(begin)

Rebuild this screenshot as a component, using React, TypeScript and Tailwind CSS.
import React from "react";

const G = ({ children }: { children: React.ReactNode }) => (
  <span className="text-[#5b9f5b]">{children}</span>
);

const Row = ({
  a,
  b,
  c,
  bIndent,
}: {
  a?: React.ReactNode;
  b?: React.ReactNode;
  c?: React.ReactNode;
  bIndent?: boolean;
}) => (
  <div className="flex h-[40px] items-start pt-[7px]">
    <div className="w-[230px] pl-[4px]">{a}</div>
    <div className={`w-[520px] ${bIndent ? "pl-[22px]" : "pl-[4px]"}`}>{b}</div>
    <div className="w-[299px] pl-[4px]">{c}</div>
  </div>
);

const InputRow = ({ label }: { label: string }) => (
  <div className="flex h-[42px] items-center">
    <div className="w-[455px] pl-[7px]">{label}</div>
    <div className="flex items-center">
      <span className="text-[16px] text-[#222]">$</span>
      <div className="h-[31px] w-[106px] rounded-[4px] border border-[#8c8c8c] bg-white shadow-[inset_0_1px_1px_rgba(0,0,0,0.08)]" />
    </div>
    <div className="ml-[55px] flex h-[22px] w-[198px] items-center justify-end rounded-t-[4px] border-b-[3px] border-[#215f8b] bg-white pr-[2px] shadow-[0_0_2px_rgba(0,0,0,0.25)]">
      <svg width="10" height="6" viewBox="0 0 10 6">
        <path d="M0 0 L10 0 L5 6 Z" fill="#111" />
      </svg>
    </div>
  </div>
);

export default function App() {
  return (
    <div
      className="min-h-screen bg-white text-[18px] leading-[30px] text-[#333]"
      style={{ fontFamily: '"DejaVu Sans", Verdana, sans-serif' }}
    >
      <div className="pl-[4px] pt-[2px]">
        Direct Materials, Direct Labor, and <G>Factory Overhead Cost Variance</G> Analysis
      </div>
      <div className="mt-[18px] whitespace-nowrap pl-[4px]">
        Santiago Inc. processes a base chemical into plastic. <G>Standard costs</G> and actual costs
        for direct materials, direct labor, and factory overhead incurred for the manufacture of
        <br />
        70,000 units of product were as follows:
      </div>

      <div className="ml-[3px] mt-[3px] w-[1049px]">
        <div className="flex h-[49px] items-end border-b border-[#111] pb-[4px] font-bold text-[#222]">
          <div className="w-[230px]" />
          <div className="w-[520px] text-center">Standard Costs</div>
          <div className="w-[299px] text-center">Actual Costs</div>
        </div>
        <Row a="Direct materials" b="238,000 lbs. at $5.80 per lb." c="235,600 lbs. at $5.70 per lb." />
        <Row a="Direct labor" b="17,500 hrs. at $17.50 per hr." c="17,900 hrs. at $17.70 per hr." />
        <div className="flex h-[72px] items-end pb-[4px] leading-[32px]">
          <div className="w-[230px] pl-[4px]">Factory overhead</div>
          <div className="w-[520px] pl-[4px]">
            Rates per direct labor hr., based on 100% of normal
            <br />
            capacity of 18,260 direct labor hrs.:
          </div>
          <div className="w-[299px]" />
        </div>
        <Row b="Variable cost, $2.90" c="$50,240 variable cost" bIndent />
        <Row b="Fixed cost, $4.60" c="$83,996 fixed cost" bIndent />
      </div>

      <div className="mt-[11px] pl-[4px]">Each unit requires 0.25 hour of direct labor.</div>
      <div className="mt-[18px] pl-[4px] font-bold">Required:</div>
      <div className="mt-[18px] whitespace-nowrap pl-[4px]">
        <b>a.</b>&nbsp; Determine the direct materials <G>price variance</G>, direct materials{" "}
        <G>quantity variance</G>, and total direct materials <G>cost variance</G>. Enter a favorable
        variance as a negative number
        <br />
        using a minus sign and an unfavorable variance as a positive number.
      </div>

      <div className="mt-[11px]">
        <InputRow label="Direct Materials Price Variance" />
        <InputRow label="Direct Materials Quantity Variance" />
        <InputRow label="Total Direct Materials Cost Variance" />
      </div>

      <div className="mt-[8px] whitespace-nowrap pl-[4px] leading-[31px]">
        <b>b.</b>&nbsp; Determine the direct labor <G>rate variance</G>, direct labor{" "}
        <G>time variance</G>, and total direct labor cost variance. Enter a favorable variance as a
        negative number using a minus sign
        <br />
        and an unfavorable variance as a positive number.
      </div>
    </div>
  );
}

(end)

• _Problem description_
Reproduce the data, keeping every line exactly the same.

• _Exercise result_
Rebuild this screenshot as a component, using React, TypeScript and Tailwind CSS.
import React from "react";

const G = ({ children }: { children: React.ReactNode }) => (
  <span className="text-[#5b9f5b]">{children}</span>
);

const Row = ({
  a,
  b,
  c,
  bIndent,
}: {
  a?: React.ReactNode;
  b?: React.ReactNode;
  c?: React.ReactNode;
  bIndent?: boolean;
}) => (
  <div className="flex h-[40px] items-start pt-[7px]">
    <div className="w-[230px] pl-[4px]">{a}</div>
    <div className={`w-[520px] ${bIndent ? "pl-[22px]" : "pl-[4px]"}`}>{b}</div>
    <div className="w-[299px] pl-[4px]">{c}</div>
  </div>
);

const InputRow = ({ label }: { label: string }) => (
  <div className="flex h-[42px] items-center">
    <div className="w-[455px] pl-[7px]">{label}</div>
    <div className="flex items-center">
      <span className="text-[16px] text-[#222]">$</span>
      <div className="h-[31px] w-[106px] rounded-[4px] border border-[#8c8c8c] bg-white shadow-[inset_0_1px_1px_rgba(0,0,0,0.08)]" />
    </div>
    <div className="ml-[55px] flex h-[22px] w-[198px] items-center justify-end rounded-t-[4px] border-b-[3px] border-[#215f8b] bg-white pr-[2px] shadow-[0_0_2px_rgba(0,0,0,0.25)]">
      <svg width="10" height="6" viewBox="0 0 10 6">
        <path d="M0 0 L10 0 L5 6 Z" fill="#111" />
      </svg>
    </div>
  </div>
);

export default function App() {
  return (
    <div
      className="min-h-screen bg-white text-[18px] leading-[30px] text-[#333]"
      style={{ fontFamily: '"DejaVu Sans", Verdana, sans-serif' }}
    >
      <div className="pl-[4px] pt-[2px]">
        Direct Materials, Direct Labor, and <G>Factory Overhead Cost Variance</G> Analysis
      </div>
      <div className="mt-[18px] whitespace-nowrap pl-[4px]">
        Santiago Inc. processes a base chemical into plastic. <G>Standard costs</G> and actual costs
        for direct materials, direct labor, and factory overhead incurred for the manufacture of
        <br />
        70,000 units of product were as follows:
      </div>

      <div className="ml-[3px] mt-[3px] w-[1049px]">
        <div className="flex h-[49px] items-end border-b border-[#111] pb-[4px] font-bold text-[#222]">
          <div className="w-[230px]" />
          <div className="w-[520px] text-center">Standard Costs</div>
          <div className="w-[299px] text-center">Actual Costs</div>
        </div>
        <Row a="Direct materials" b="238,000 lbs. at $5.80 per lb." c="235,600 lbs. at $5.70 per lb." />
        <Row a="Direct labor" b="17,500 hrs. at $17.50 per hr." c="17,900 hrs. at $17.70 per hr." />
        <div className="flex h-[72px] items-end pb-[4px] leading-[32px]">
          <div className="w-[230px] pl-[4px]">Factory overhead</div>
          <div className="w-[520px] pl-[4px]">
            Rates per direct labor hr., based on 100% of normal
            <br />
            capacity of 18,260 direct labor hrs.:
          </div>
          <div className="w-[299px]" />
        </div>
        <Row b="Variable cost, $2.90" c="$50,240 variable cost" bIndent />
        <Row b="Fixed cost, $4.60" c="$83,996 fixed cost" bIndent />
      </div>

      <div className="mt-[11px] pl-[4px]">Each unit requires 0.25 hour of direct labor.</div>
      <div className="mt-[18px] pl-[4px] font-bold">Required:</div>
      <div className="mt-[18px] whitespace-nowrap pl-[4px]">
        <b>a.</b>&nbsp; Determine the direct materials <G>price variance</G>, direct materials{" "}
        <G>quantity variance</G>, and total direct materials <G>cost variance</G>. Enter a favorable
        variance as a negative number
        <br />
        using a minus sign and an unfavorable variance as a positive number.
      </div>

      <div className="mt-[11px]">
        <InputRow label="Direct Materials Price Variance" />
        <InputRow label="Direct Materials Quantity Variance" />
        <InputRow label="Total Direct Materials Cost Variance" />
      </div>

      <div className="mt-[8px] whitespace-nowrap pl-[4px] leading-[31px]">
        <b>b.</b>&nbsp; Determine the direct labor <G>rate variance</G>, direct labor{" "}
        <G>time variance</G>, and total direct labor cost variance. Enter a favorable variance as a
        negative number using a minus sign
        <br />
        and an unfavorable variance as a positive number.
      </div>
    </div>
  );
}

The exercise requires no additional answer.